- Yel Cheshmeh-ye Sofla
- Coordinates: 37°34′32″N 55°50′33″E﻿ / ﻿37.57556°N 55.84250°E
- Country: Iran
- Province: Golestan
- County: Kalaleh
- District: Pishkamar
- Rural District: Arab Dagh

Population (2016)
- • Total: 1,412
- Time zone: UTC+3:30 (IRST)

= Yel Cheshmeh-ye Sofla =

Village in Golestan province, Iran

Yel Cheshmeh-ye Sofla (يل چشمه سفلي) (Note: Also romanized as Yel Cheshmeh-ye Soflá; also known as Yel Cheshmeh-ye Pā’īn) is a village in Arab Dagh Rural District of Pishkamar District in Kalaleh County, Golestan province, Iran.

==Demographics==
===Population===
At the time of the 2006 National Census, the village's population was 1,205 in 227 households, when it was in Zavkuh Rural District of the Central District.
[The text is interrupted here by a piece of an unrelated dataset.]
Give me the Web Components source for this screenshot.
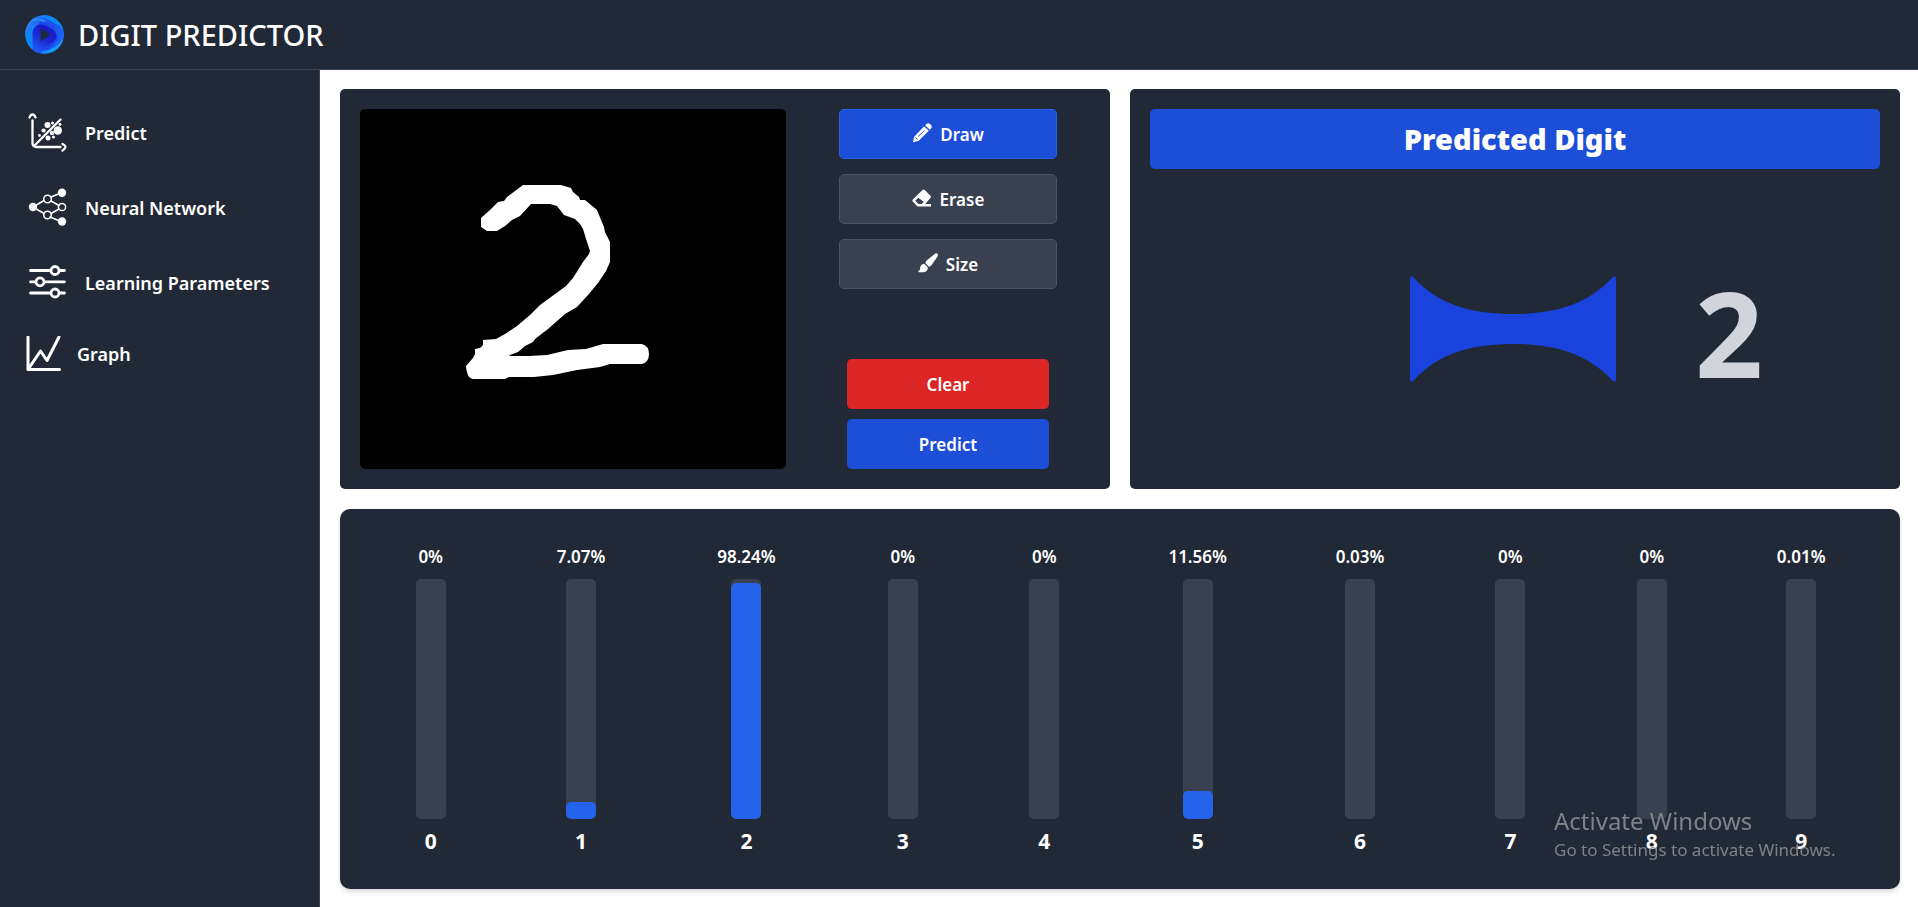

The following census in 2011 counted 1,396 people in 290 households, by which time the rural district had been separated from the district in the formation of Pishkamar District. Yel Cheshmeh-ye Sofla was transferred to Arab Dagh Rural District created in the same district. The 2016 census measured the population of the village as 1,412 people in 389 households.